## What the task requires
Every entry below should be transcribed exactly; pictures stay out of the copy.

[Front-end source files]
========

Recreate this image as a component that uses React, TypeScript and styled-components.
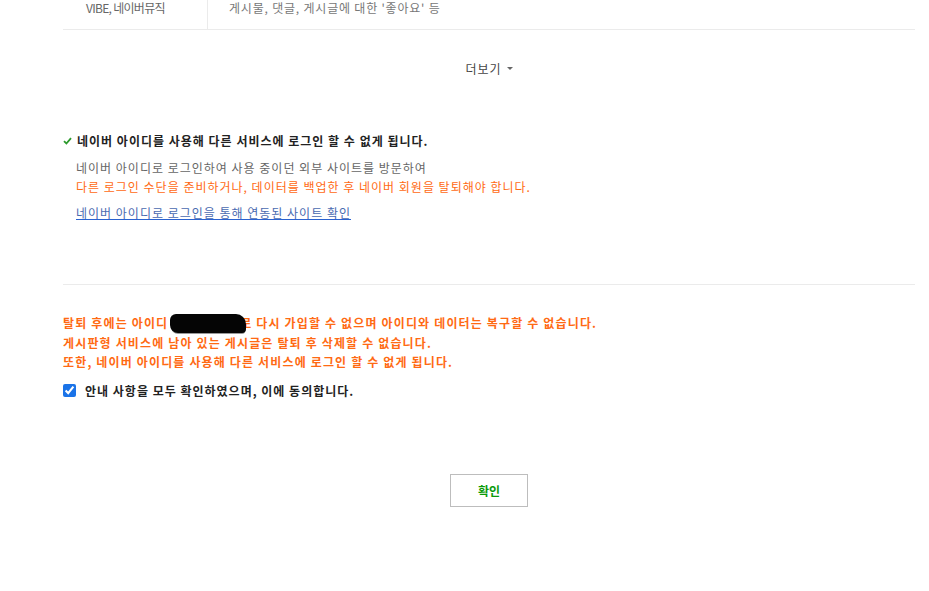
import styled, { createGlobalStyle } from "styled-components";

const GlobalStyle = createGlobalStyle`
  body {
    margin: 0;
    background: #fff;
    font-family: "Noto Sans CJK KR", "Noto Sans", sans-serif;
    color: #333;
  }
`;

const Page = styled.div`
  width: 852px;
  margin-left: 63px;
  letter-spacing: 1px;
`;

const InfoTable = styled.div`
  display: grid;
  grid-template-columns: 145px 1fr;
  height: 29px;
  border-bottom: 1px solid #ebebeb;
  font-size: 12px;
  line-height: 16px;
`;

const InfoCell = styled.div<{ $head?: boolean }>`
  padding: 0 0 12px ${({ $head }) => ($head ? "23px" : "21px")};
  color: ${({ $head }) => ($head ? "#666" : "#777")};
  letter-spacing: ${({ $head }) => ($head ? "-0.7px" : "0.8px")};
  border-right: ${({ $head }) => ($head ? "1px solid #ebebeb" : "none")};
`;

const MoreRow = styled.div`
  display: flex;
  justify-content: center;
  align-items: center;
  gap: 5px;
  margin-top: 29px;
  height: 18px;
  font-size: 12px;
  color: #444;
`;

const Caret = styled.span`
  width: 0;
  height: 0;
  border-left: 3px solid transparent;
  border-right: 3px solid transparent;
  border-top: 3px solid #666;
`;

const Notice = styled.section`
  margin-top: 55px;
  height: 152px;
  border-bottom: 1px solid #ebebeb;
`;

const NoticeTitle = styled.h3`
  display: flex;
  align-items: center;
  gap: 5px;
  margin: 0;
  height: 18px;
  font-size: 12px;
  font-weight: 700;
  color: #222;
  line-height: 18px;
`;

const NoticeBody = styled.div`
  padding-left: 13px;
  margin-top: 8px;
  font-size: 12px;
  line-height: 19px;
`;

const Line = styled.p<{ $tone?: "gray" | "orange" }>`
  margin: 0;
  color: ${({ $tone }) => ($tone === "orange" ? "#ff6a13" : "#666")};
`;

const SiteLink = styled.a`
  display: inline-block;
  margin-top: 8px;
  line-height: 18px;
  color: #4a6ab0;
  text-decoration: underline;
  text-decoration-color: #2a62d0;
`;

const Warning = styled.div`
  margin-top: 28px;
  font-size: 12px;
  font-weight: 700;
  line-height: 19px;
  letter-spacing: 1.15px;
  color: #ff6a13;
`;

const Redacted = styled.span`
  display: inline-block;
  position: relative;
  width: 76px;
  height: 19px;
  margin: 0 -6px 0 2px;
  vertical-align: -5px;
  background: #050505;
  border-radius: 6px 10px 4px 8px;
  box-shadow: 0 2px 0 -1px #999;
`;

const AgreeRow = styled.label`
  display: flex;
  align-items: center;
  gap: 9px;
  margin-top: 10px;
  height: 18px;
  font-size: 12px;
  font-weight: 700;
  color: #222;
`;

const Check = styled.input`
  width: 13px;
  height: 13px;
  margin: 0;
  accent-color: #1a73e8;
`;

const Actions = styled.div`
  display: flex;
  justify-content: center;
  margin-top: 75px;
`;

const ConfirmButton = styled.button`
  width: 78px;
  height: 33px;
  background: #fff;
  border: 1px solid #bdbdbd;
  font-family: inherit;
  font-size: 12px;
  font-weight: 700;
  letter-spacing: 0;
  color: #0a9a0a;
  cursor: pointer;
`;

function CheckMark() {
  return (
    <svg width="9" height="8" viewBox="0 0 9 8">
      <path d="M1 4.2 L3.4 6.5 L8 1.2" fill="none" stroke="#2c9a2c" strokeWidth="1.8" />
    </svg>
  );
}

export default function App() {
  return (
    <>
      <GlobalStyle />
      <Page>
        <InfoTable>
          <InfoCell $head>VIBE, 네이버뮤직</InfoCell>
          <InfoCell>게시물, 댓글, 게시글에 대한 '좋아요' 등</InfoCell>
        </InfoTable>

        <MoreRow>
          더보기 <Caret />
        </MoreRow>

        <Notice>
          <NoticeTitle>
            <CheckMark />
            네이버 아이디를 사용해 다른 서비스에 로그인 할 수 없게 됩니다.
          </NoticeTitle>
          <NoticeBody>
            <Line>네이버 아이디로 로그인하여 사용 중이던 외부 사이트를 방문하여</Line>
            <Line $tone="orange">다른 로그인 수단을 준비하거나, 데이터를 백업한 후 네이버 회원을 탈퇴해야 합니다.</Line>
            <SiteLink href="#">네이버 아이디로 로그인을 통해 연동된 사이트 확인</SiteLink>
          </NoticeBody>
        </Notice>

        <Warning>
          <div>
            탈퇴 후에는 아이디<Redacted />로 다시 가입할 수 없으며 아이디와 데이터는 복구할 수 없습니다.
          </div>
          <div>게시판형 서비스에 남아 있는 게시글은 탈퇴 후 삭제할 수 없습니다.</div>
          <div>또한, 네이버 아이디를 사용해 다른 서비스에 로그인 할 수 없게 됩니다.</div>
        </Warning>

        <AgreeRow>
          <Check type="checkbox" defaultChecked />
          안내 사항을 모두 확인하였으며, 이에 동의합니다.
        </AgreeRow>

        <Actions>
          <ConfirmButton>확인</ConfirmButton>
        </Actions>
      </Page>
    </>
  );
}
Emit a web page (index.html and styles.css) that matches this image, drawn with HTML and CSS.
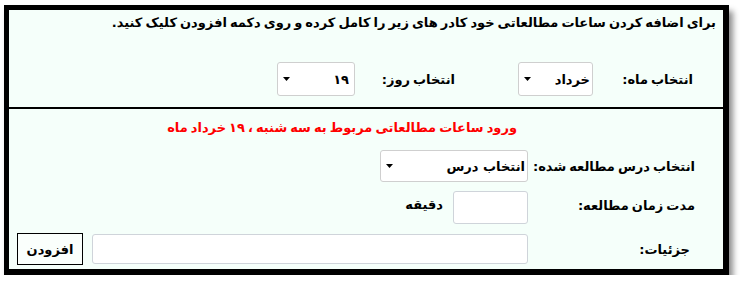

========

## Task output
Recreate this image as a component that uses React, TypeScript and styled-components.
import styled, { createGlobalStyle } from "styled-components";

const GlobalStyle = createGlobalStyle`
  body {
    margin: 0;
    background: #fff;
    font-family: "Noto Sans CJK KR", "Noto Sans", sans-serif;
    color: #333;
  }
`;

const Page = styled.div`
  width: 852px;
  margin-left: 63px;
  letter-spacing: 1px;
`;

const InfoTable = styled.div`
  display: grid;
  grid-template-columns: 145px 1fr;
  height: 29px;
  border-bottom: 1px solid #ebebeb;
  font-size: 12px;
  line-height: 16px;
`;

const InfoCell = styled.div<{ $head?: boolean }>`
  padding: 0 0 12px ${({ $head }) => ($head ? "23px" : "21px")};
  color: ${({ $head }) => ($head ? "#666" : "#777")};
  letter-spacing: ${({ $head }) => ($head ? "-0.7px" : "0.8px")};
  border-right: ${({ $head }) => ($head ? "1px solid #ebebeb" : "none")};
`;

const MoreRow = styled.div`
  display: flex;
  justify-content: center;
  align-items: center;
  gap: 5px;
  margin-top: 29px;
  height: 18px;
  font-size: 12px;
  color: #444;
`;

const Caret = styled.span`
  width: 0;
  height: 0;
  border-left: 3px solid transparent;
  border-right: 3px solid transparent;
  border-top: 3px solid #666;
`;

const Notice = styled.section`
  margin-top: 55px;
  height: 152px;
  border-bottom: 1px solid #ebebeb;
`;

const NoticeTitle = styled.h3`
  display: flex;
  align-items: center;
  gap: 5px;
  margin: 0;
  height: 18px;
  font-size: 12px;
  font-weight: 700;
  color: #222;
  line-height: 18px;
`;

const NoticeBody = styled.div`
  padding-left: 13px;
  margin-top: 8px;
  font-size: 12px;
  line-height: 19px;
`;

const Line = styled.p<{ $tone?: "gray" | "orange" }>`
  margin: 0;
  color: ${({ $tone }) => ($tone === "orange" ? "#ff6a13" : "#666")};
`;

const SiteLink = styled.a`
  display: inline-block;
  margin-top: 8px;
  line-height: 18px;
  color: #4a6ab0;
  text-decoration: underline;
  text-decoration-color: #2a62d0;
`;

const Warning = styled.div`
  margin-top: 28px;
  font-size: 12px;
  font-weight: 700;
  line-height: 19px;
  letter-spacing: 1.15px;
  color: #ff6a13;
`;

const Redacted = styled.span`
  display: inline-block;
  position: relative;
  width: 76px;
  height: 19px;
  margin: 0 -6px 0 2px;
  vertical-align: -5px;
  background: #050505;
  border-radius: 6px 10px 4px 8px;
  box-shadow: 0 2px 0 -1px #999;
`;

const AgreeRow = styled.label`
  display: flex;
  align-items: center;
  gap: 9px;
  margin-top: 10px;
  height: 18px;
  font-size: 12px;
  font-weight: 700;
  color: #222;
`;

const Check = styled.input`
  width: 13px;
  height: 13px;
  margin: 0;
  accent-color: #1a73e8;
`;

const Actions = styled.div`
  display: flex;
  justify-content: center;
  margin-top: 75px;
`;

const ConfirmButton = styled.button`
  width: 78px;
  height: 33px;
  background: #fff;
  border: 1px solid #bdbdbd;
  font-family: inherit;
  font-size: 12px;
  font-weight: 700;
  letter-spacing: 0;
  color: #0a9a0a;
  cursor: pointer;
`;

function CheckMark() {
  return (
    <svg width="9" height="8" viewBox="0 0 9 8">
      <path d="M1 4.2 L3.4 6.5 L8 1.2" fill="none" stroke="#2c9a2c" strokeWidth="1.8" />
    </svg>
  );
}

export default function App() {
  return (
    <>
      <GlobalStyle />
      <Page>
        <InfoTable>
          <InfoCell $head>VIBE, 네이버뮤직</InfoCell>
          <InfoCell>게시물, 댓글, 게시글에 대한 '좋아요' 등</InfoCell>
        </InfoTable>

        <MoreRow>
          더보기 <Caret />
        </MoreRow>

        <Notice>
          <NoticeTitle>
            <CheckMark />
            네이버 아이디를 사용해 다른 서비스에 로그인 할 수 없게 됩니다.
          </NoticeTitle>
          <NoticeBody>
            <Line>네이버 아이디로 로그인하여 사용 중이던 외부 사이트를 방문하여</Line>
            <Line $tone="orange">다른 로그인 수단을 준비하거나, 데이터를 백업한 후 네이버 회원을 탈퇴해야 합니다.</Line>
            <SiteLink href="#">네이버 아이디로 로그인을 통해 연동된 사이트 확인</SiteLink>
          </NoticeBody>
        </Notice>

        <Warning>
          <div>
            탈퇴 후에는 아이디<Redacted />로 다시 가입할 수 없으며 아이디와 데이터는 복구할 수 없습니다.
          </div>
          <div>게시판형 서비스에 남아 있는 게시글은 탈퇴 후 삭제할 수 없습니다.</div>
          <div>또한, 네이버 아이디를 사용해 다른 서비스에 로그인 할 수 없게 됩니다.</div>
        </Warning>

        <AgreeRow>
          <Check type="checkbox" defaultChecked />
          안내 사항을 모두 확인하였으며, 이에 동의합니다.
        </AgreeRow>

        <Actions>
          <ConfirmButton>확인</ConfirmButton>
        </Actions>
      </Page>
    </>
  );
}
Emit a web page (index.html and styles.css) that matches this image, drawn with HTML and CSS.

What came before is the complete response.